In fact my growing dissatisfaction with the software development world is that the mindset is ever more moving towards extremely experimental design. This is most apparent in the fresh field of web application programming. There is little to no strict documentation on much of the modern frameworks that hold the web together. Few well defined interfaces have specifications that are too complex to fully understand and are riddled with implementation bugs. It's the field that favors the magicians that have enough mileage to recite individual web browser CSS bugs by heart in the middle of the night, ordered backwards by the issue numbers. With continuous deployment, increasing hate of version numbers and release cycles for software this bias is only growing more prevalent throughout the software industry.

It's an interesting contrast to the inherently analytical nature of computer programs and it certainly doesn't look like the fictional RF engineer's statement would be any less well grounded than my colleague's.

Posted by Tomaž | Categories: Ideas | Comments »

The most average blog

17.06.2011 21:49

Here is another interesting result extracted from the dataset of 150.000 blog screenshots I mentioned in my previous post. I summed the pixel values of all images and created the screenshot of an average blog:

Browser window averaged over 150 thousand blogs

Actually I made this on a whim after remembering a beautiful average face that decorated a NewScientist cover a while back. It took only around 40 lines of Python code using Numpy and Python imaging library and a few hours of processing time. I wouldn't say the result is cover-page material, but it interesting nonetheless.

I guess everyone can draw their own conclusions from it. The most prominent feature is the Firefox notification bar, which is the artifact of my screenshotting method - the browser I used didn't have Adobe Flash installed. There are methods suggested in the comments to my original post on how to do web page screenshots properly, which I will definitely use should I want to repeat a survey like this.

In hindsight, this bar might have affected the HSV histograms a bit. It is quite possible that on pages with a patterned background the yellow background of the notification bar would be picked up as the dominant color on the page. However I think the effect isn't significant, since this would have resulted in a single-color spike on the dominant color histogram in the yellow part and the spike observed there covers at least two histogram bars.

Posted by Tomaž | Categories: Ideas | Comments »

United colors of the blogosphere

10.06.2011 21:57

Several months ago we had a discussion in the office about the icons that Zemanta automatically adds to the footer of blog posts that contain suggested content.
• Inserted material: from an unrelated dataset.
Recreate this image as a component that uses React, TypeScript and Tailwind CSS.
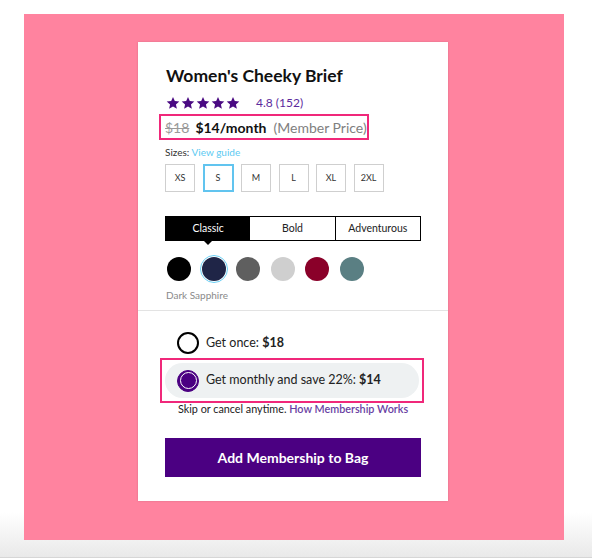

The conversation mostly revolved about how aesthetically pleasing they are combined with various web site designs out there.

What bothered me is that most of the arguments there were based on guesses and anecdotal evidence. It made me curios about what are the actual prevailing colors used on web sites out there. So I dumped the list of blogs Zemanta knows about, threw together a bunch of really simple shell scripts and let a machine crawl the blogs around the world. Of course it wasn't that simple and it wasted a week making screen shots of a Firefox error window before I noticed and fixed the bug. The whole machinery grew up to be pretty complex towards the end, mostly because it turns out that modern desktop software just isn't up to such a task (and I refused to go through the process of embedding a HTML rendering engine into some custom software). When you are visiting tens of thousands of pages a browser instance is good for at best one page load and the X server instance survives maybe thousand browser restarts.

Collage of screen shots of a few blogs.

After around two months and a bit over 150.000 visited blogs I ended up with 50 GB of screen shots, which hopefully make a representative sample of the world's blogger population.

So far I extracted two numbers from each of those files: the average color (the mean red, green and blue values for each page) and the dominant color (the red, green and blue value for the color that is present in the most pixels on the page). The idea is that the dominant color should generally be equal to the background color (except for pages that use a patterned background), while the average color is also affected by the content of the page.

Here are how histograms of those values look like, when converted to the HSV color model. Let's start with the dominant colors:

Histogram of dominant color hue used in blog themes.

You can see pretty well defined peaks around orange, blue and a curious sharp peak around green. Note that this graph only shows hue, so that orange peak also includes pages with, for instance, light brown background.

I excluded pages where the dominant color had zero saturation (meaning shades of gray from black to white) and as such had an undefined hue.

Histogram of dominant color saturation used in blog themes.

The saturation histogram is weighted heavily towards unsaturated colors (note that the peak at zero is much higher and is cut off in this picture). This is pretty reasonable. Saturated backgrounds are a bad choice for blogs, which mainly publish written content and should focus on the legibility of the text.

Histogram of dominant color value used in blog themes.

Again this result is pretty much what I expected. Peaks at very light colors and very dark ones. Backgrounds in the middle of the scale don't leave much space for text contrast.

Moving on to histograms of average colors:

Histogram of average hues used in blog themes.

Average color hues are pretty much equivalent to dominant color hues, which increases my confidence in these distributions. Still we have high peaks around orange and blue, although they are a bit more spread out. That is expected, since average colors are affected by content on the site and different blogs using the same theme but publishing different content will have a slightly different average color.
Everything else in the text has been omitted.